The Boston Marathon bombers Dzhokhar Tsarnaev, left, and his older brother Tamerlan.

Tamerlan Tsarnaev, the primary conspirator in the Boston Marathon bombing that killed three people, slipped through airport security because his name was misspelled in a database, according to a new Congressional report.

The Russian intelligence agency warned US authorities twice that Tsarnaev was a radical Islamist and potentially dangerous. As a result, Tsarnaev was entered into two US government databases: the Terrorist Identities Datamart Environment and the Treasury Enforcement Communications System (TECS), an interagency border inspection database.

A special note was added to TECS in October of 2011, according to NBC News, requiring a mandatory search and detention of Tsarnaev if he left the country. "Detain isolated and immediately call the lookout duty officer," the note reportedly said. "Call is mandatory whether or not the officer believes there is an exact match."

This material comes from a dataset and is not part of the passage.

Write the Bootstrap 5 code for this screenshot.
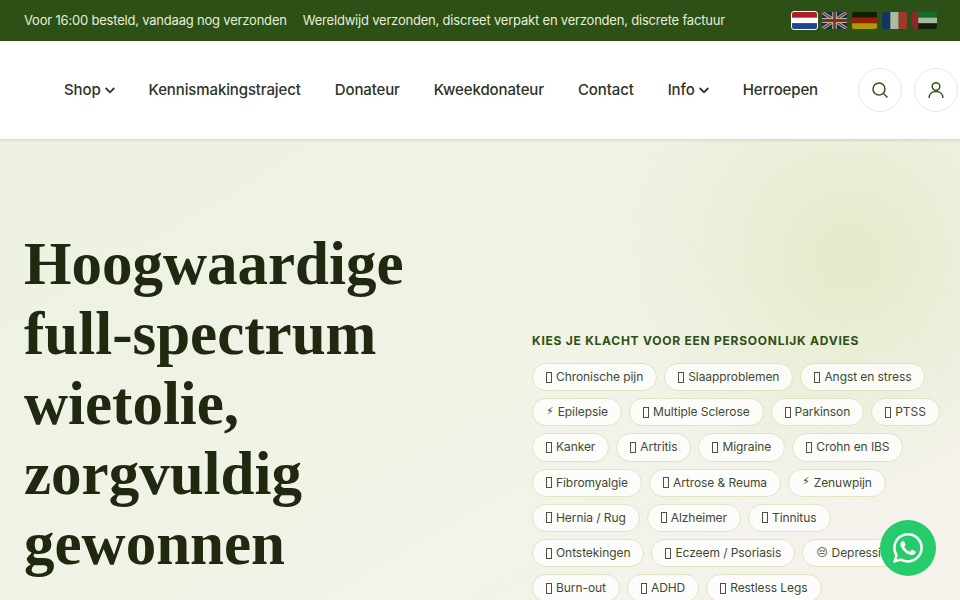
<!DOCTYPE html>
<html lang="nl">
<head>
  <meta charset="UTF-8">
  <title>Wietolie</title>
  <link href="https://cdn.jsdelivr.net/npm/bootstrap@5.3.0/dist/css/bootstrap.min.css" rel="stylesheet">
  <style>
    html, body { height: 600px; overflow: hidden; }
    body { font-family: Inter, "Noto Sans", sans-serif; color: #2b3320; }
    .promo-bar { background: #2d5016; height: 41px; padding: 0 23px 0 24px; color: #e6efd6; font-size: 13px; letter-spacing: -.2px; }
    .promo-msgs { gap: 16px; }
    .flag-row { gap: 5px; }
    .flag-btn { width: 25px; height: 17px; border-radius: 2px; overflow: hidden; opacity: .6; display: block; }
    .flag-btn.active { opacity: 1; outline: 1.5px solid #fff; }
    .flag-btn svg { display: block; width: 100%; height: 100%; }
    .main-nav { height: 98px; background: #fff; padding: 0 2px 0 64px; box-shadow: 0 1px 3px rgba(0,0,0,.14); position: relative; }
    .main-nav a { color: #2e3229; font-size: 15px; font-weight: 450; text-decoration: none; letter-spacing: -.12px; }
    .menu-links { gap: 34px; }
    .round-btn { width: 44px; height: 44px; border: 1px solid #e8e9e2; border-radius: 50%; background: #fff; padding: 0; color: #3a5220; }
    .hero-area { height: 461px; padding: 0 24px; overflow: hidden;
      background:
        radial-gradient(circle at 850px 120px, rgba(225,234,198,.9), rgba(225,234,198,.45) 110px, rgba(225,234,198,0) 240px),
        linear-gradient(150deg, #edf2e1 0%, #f0f3e6 50%, #f5f2ec 85%); }
    .hero-title { font-family: "Liberation Serif", serif; font-weight: 700; font-size: 61px; line-height: 70px; color: #20280f; margin: 90px 0 0; width: 480px; }
    .hero-right { width: 410px; margin: 193px 0 0 28px; }
    .klacht-label { font-size: 12px; font-weight: 700; letter-spacing: .75px; color: #2d5016; margin-bottom: 13px; }
    .klacht-chips { gap: 7px; }
    .klacht-chip { height: 28.2px; padding: 0 13px; gap: 4px; border: 1px solid #dfe6bf; border-radius: 15px; background: rgba(255,255,255,.75); color: #3f4a36; font-size: 12px; letter-spacing: -.07px; white-space: nowrap; }
    .glyph-box { width: 6px; height: 11px; border: 1px solid #4a5340; }
    .glyph-mono { font-family: "DejaVu Sans", sans-serif; font-size: 11px; }
    .wa-float { position: fixed; left: 880px; top: 520px; width: 56px; height: 56px; border-radius: 50%; background: #26cb6c; color: #fff; }
  </style>
</head>
<body>
  <div class="promo-bar d-flex align-items-center justify-content-between">
    <div class="promo-msgs d-flex">
      <span>Voor 16:00 besteld, vandaag nog verzonden</span>
      <span>Wereldwijd verzonden, discreet verpakt en verzonden, discrete factuur</span>
    </div>
    <div class="flag-row d-flex">
      <span class="flag-btn active"><svg viewBox="0 0 3 3" preserveAspectRatio="none"><rect width="3" height="1" fill="#ae1c28"/><rect y="1" width="3" height="1" fill="#fff"/><rect y="2" width="3" height="1" fill="#21468b"/></svg></span>
      <span class="flag-btn"><svg viewBox="0 0 60 36" preserveAspectRatio="none"><rect width="60" height="36" fill="#012169"/><path d="M0 0L60 36M60 0L0 36" stroke="#fff" stroke-width="7"/><path d="M0 0L60 36M60 0L0 36" stroke="#c8102e" stroke-width="3"/><path d="M30 0V36M0 18H60" stroke="#fff" stroke-width="11"/><path d="M30 0V36M0 18H60" stroke="#c8102e" stroke-width="6"/></svg></span>
      <span class="flag-btn"><svg viewBox="0 0 3 3" preserveAspectRatio="none"><rect width="3" height="1" fill="#000"/><rect y="1" width="3" height="1" fill="#d00"/><rect y="2" width="3" height="1" fill="#ffce00"/></svg></span>
      <span class="flag-btn"><svg viewBox="0 0 3 3" preserveAspectRatio="none"><rect width="1" height="3" fill="#002395"/><rect x="1" width="1" height="3" fill="#fff"/><rect x="2" width="1" height="3" fill="#ed2939"/></svg></span>
      <span class="flag-btn"><svg viewBox="0 0 12 3" preserveAspectRatio="none"><rect width="12" height="1" fill="#00843d"/><rect y="1" width="12" height="1" fill="#fff"/><rect y="2" width="12" height="1" fill="#000"/><rect width="3" height="3" fill="#c8102e"/></svg></span>
    </div>
  </div>

  <nav class="main-nav d-flex align-items-center justify-content-between">
    <div class="menu-links d-flex align-items-center">
      <a href="#" class="d-flex align-items-center gap-1">Shop <svg width="10" height="7" viewBox="0 0 10 7" fill="none" stroke="currentColor" stroke-width="1.8"><path d="M.7 1L5 5.3 9.3 1"/></svg></a>
      <a href="#">Kennismakingstraject</a>
      <a href="#">Donateur</a>
      <a href="#">Kweekdonateur</a>
      <a href="#">Contact</a>
      <a href="#" class="d-flex align-items-center gap-1">Info <svg width="10" height="7" viewBox="0 0 10 7" fill="none" stroke="currentColor" stroke-width="1.8"><path d="M.7 1L5 5.3 9.3 1"/></svg></a>
      <a href="#">Herroepen</a>
    </div>
    <div class="d-flex gap-2 ms-auto">
      <button class="round-btn d-flex align-items-center justify-content-center me-1"><svg width="18" height="18" viewBox="0 0 18 18" fill="none" stroke="currentColor" stroke-width="1.5"><circle cx="8" cy="8" r="6"/><path d="M12.5 12.5L16.5 16.5"/></svg></button>
      <button class="round-btn d-flex align-items-center justify-content-center"><svg width="18" height="18" viewBox="0 0 18 18" fill="none" stroke="currentColor" stroke-width="1.5"><circle cx="9" cy="5.5" r="3.8"/><path d="M2 17c0-4 3-6.5 7-6.5s7 2.5 7 6.5"/></svg></button>
    </div>
  </nav>

  <section class="hero-area d-flex align-items-start">
    <h1 class="hero-title flex-shrink-0">Hoogwaardige full-spectrum wietolie, zorgvuldig gewonnen</h1>
    <div class="hero-right flex-shrink-0">
      <div class="klacht-label text-uppercase">Kies je klacht voor een persoonlijk advies</div>
      <div class="klacht-chips d-flex flex-wrap">
        <span class="klacht-chip d-flex align-items-center"><i class="glyph-box"></i>Chronische pijn</span>
        <span class="klacht-chip d-flex align-items-center"><i class="glyph-box"></i>Slaapproblemen</span>
        <span class="klacht-chip d-flex align-items-center"><i class="glyph-box"></i>Angst en stress</span>
        <span class="klacht-chip d-flex align-items-center"><span class="glyph-mono">⚡&#xFE0E;</span>Epilepsie</span>
        <span class="klacht-chip d-flex align-items-center"><i class="glyph-box"></i>Multiple Sclerose</span>
        <span class="klacht-chip d-flex align-items-center"><i class="glyph-box"></i>Parkinson</span>
        <span class="klacht-chip d-flex align-items-center"><i class="glyph-box"></i>PTSS</span>
        <span class="klacht-chip d-flex align-items-center"><i class="glyph-box"></i>Kanker</span>
        <span class="klacht-chip d-flex align-items-center"><i class="glyph-box"></i>Artritis</span>
        <span class="klacht-chip d-flex align-items-center"><i class="glyph-box"></i>Migraine</span>
        <span class="klacht-chip d-flex align-items-center"><i class="glyph-box"></i>Crohn en IBS</span>
        <span class="klacht-chip d-flex align-items-center"><i class="glyph-box"></i>Fibromyalgie</span>
        <span class="klacht-chip d-flex align-items-center"><i class="glyph-box"></i>Artrose &amp; Reuma</span>
        <span class="klacht-chip d-flex align-items-center"><span class="glyph-mono">⚡&#xFE0E;</span>Zenuwpijn</span>
        <span class="klacht-chip d-flex align-items-center"><i class="glyph-box"></i>Hernia / Rug</span>
        <span class="klacht-chip d-flex align-items-center"><i class="glyph-box"></i>Alzheimer</span>
        <span class="klacht-chip d-flex align-items-center"><i class="glyph-box"></i>Tinnitus</span>
        <span class="klacht-chip d-flex align-items-center"><i class="glyph-box"></i>Ontstekingen</span>
        <span class="klacht-chip d-flex align-items-center"><i class="glyph-box"></i>Eczeem / Psoriasis</span>
        <span class="klacht-chip d-flex align-items-center"><span class="glyph-mono">😔&#xFE0E;</span>Depressie</span>
        <span class="klacht-chip d-flex align-items-center"><i class="glyph-box"></i>Burn-out</span>
        <span class="klacht-chip d-flex align-items-center"><i class="glyph-box"></i>ADHD</span>
        <span class="klacht-chip d-flex align-items-center"><i class="glyph-box"></i>Restless Legs</span>
      </div>
    </div>
  </section>

  <a href="#" class="wa-float d-flex align-items-center justify-content-center">
    <svg width="30" height="30" viewBox="0 0 16 16" fill="currentColor"><path d="M13.601 2.326A7.854 7.854 0 0 0 7.994 0C3.627 0 .068 3.558.064 7.926c0 1.399.366 2.76 1.057 3.965L0 16l4.204-1.102a7.933 7.933 0 0 0 3.79.965h.004c4.368 0 7.926-3.558 7.93-7.93A7.898 7.898 0 0 0 13.6 2.326zM7.994 14.521a6.573 6.573 0 0 1-3.356-.92l-.24-.144-2.494.654.666-2.433-.156-.251a6.56 6.56 0 0 1-1.007-3.505c0-3.626 2.957-6.584 6.591-6.584a6.56 6.56 0 0 1 4.66 1.931 6.557 6.557 0 0 1 1.928 4.66c-.004 3.639-2.961 6.592-6.592 6.592zm3.615-4.934c-.197-.099-1.17-.578-1.353-.646-.182-.065-.315-.099-.445.099-.133.197-.513.646-.627.775-.114.133-.232.148-.43.05-.197-.1-.836-.308-1.592-.985-.59-.525-.985-1.175-1.103-1.372-.114-.198-.011-.304.088-.403.087-.088.197-.232.296-.346.1-.114.133-.198.198-.33.065-.134.034-.248-.015-.347-.05-.099-.445-1.076-.612-1.47-.16-.389-.323-.335-.445-.34-.114-.007-.247-.007-.38-.007a.729.729 0 0 0-.529.247c-.182.198-.691.677-.691 1.654 0 .977.71 1.916.81 2.049.098.133 1.394 2.132 3.383 2.992.47.205.84.326 1.129.418.475.152.904.129 1.246.08.38-.058 1.171-.48 1.338-.943.164-.464.164-.86.114-.943-.049-.084-.182-.133-.38-.232z"/></svg>
  </a>
  <script src="https://cdn.jsdelivr.net/npm/bootstrap@5.3.0/dist/js/bootstrap.bundle.min.js"></script>
</body>
</html>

"Detain isolated and immediately call the lookout duty officer."

Unfortunately, Tsarnaev's name was not an exact match: it was misspelled by one letter. Whoever entered it in the database spelled it as "Tsarnayev." When Tsarnaev flew to Russia in January of 2012 on his way to terrorist training, the system was alerted but the mandatory detention was not triggered. Because officers did not realize Tsarnaev was a high-priority target, he was allowed to travel without questioning.

Tsarnaev was killed during a shootout with police after the bombings. His brother and co-conspirator, Dzhokhar Tsarnaev, is scheduled to be tried in November. The report, compiled by the House Homeland Security Committee, will be made public later this week.